Pelaksanaan program pengendalian gratifikasi ini dipantau dan dievaluasi keefektifannya dalam mengatasi kerawanan atau risiko penerimaan gratifikasi yang ada di instansi atau pelayanan publik. KPK senantiasa memberikan bimbingan dan melakukan pembinaan, khususnya terhadap personil UPG di masing-masing instansi demi terciptanya budaya anti gratifikasi di Indonesia dan mewujudkan layanan publik yang bebas suap.

Salah satu yang mengganggu atau menghambat objektivitas dan menghambat keadilan disebabkan oleh adanya gratifikasi. Dalam pelayanan publik yang dalam ini adalah aspek pemerintahan, gratifikasi adalah hal yang dilarang. Hal ini dijelaskan oleh Wakil Ketua KPK, Nurul Ghufron, dalam webinar Hari Anti Korupsi yang disiarkan secara daring, Selasa (30/11).

“Kita melarang adanya gratifikasi karena akan meruntuhkan keadilan. Berdasarkan Undang-Undang No.31 Tahun 1999 Pasal 12 A dan B untuk menegakan anti gratifikasi. Budaya gratifikasi pada prinsipnya boleh diberikan kepada antar anak bangsa, jika diberikan kepada penyelenggara negara hal ini kemudian diartikan sebagai bentuk suap,” kata Ghufron. (Baca: Urgensi Peningkatan Pengawasan Internal Lembaga Pemerintah Cegah Korupsi)

Saat ini, KPK telah menerima lebih dari 14.019 laporan praktik gratifikasi dari kementerian, lembaga pemerintahan daerah, BUMN hingga swasta. KPK juga menerima 7.709 laporan gratifikasi dari rentang waktu Januari 2015 hingga September 2021 dengan nilai yang diuangkan sebesar Rp 171 miliar. Pelaporan gratifikasi ini adalah upaya layanan publik agar lebih objektif dan adil.

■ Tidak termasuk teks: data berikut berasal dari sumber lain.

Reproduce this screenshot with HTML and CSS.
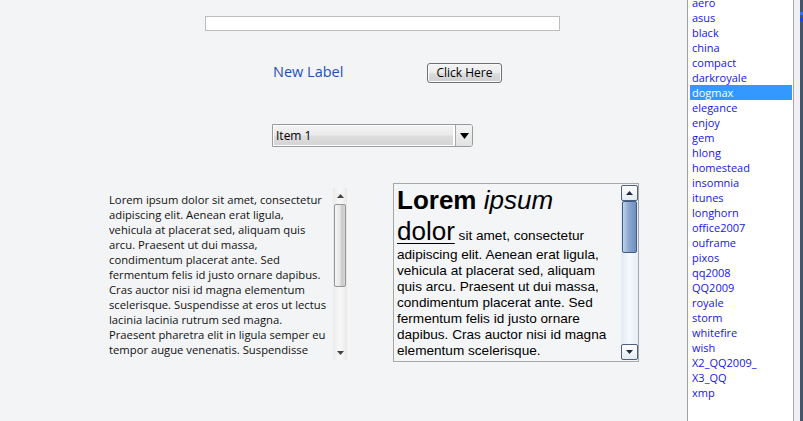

Mengenai gratifikasi, di dalam Undang-Undang No.20 Tahun 2001 tentang Pemberantasan Tindak Pidana Korupsi, ada 30 perbuatan yang dikualifikasikan sebagai tindak pidana korupsi. Hal ini dijelaskan lebih lanjut oleh Wakil Menteri Hukum dan HAM Edward Omar Sharif Hiariej.

“Berdasarkan buku saku KPK ada 7 jenis tindak pidana korupsi yaitu kerugian keuangan negara, suap menyuap, penggelapan dalam jabatan, pemerasan, perbuatan curang yang berkaitan dengan barang dan jasa, serta gratifikasi,” kata Eddy.

Eddy melanjutkan gratifikasi jauh lebih luas pengertiannya daripada suap, sehingga para pembentuk Undang-Undang memisahkan gratifikasi dengan suap.

“Pada dasarnya gratifikasi adalah pengertian yang netral, gratifikasi ini mengalami perubahan makna yang sebetulnya netral kemudian menjadi hal yang buruk. Gratifikasi adalah pemberian hadiah, dianggap suap karena gratifikasi sangat mudah untuk dijeratkan kepada seseorang penyelenggara negara,” jelas Eddy. 

Maka para pembentuk Undang-Undang pun memberikan adanya penghapus penuntutan pidana jika terbukti menerima gratifikasi dengan syarat yang menerima gratifikasi harus melaporkan ke KPK dan laporan tersebut tidak boleh lebih dari 30 hari. 

“Jika si penerima gratifikasi melapor lebih dari 30 hari, maka bisa dilakukan tuntutan pidana karena termasuk telah menerima gratifikasi,” kata Eddy.

Saat ini ada Unit Pengendalian Gratifikasi yang bertujuan untuk mewujudkan wilayah bebas korupsi di lingkungan pemerintahan atau lembaga negara. Adanya gratifikasi ini merupakan gerbang menuju korupsi. Eddy mengimbau untuk para pejabat yang menjabat di pelayanan publik untuk memiliki integritas, transparansi serta akuntabilitas.

“Ketika seorang pejabat publik memiliki integritas, maka di dalamnya akan ada moral, etika, dedikasi, loyalitas dan disiplin. Seseorang yang menjabat di pelayanan publik harusnya memiliki sikap ini,” tutupnya.

KPK saat ini juga telah meluncurkan sebuah aplikasi untuk pelaporan terkait gratifikasi. Tata cara pelaporan bisa dilakukan secara online melalui gol.kpk.go.id.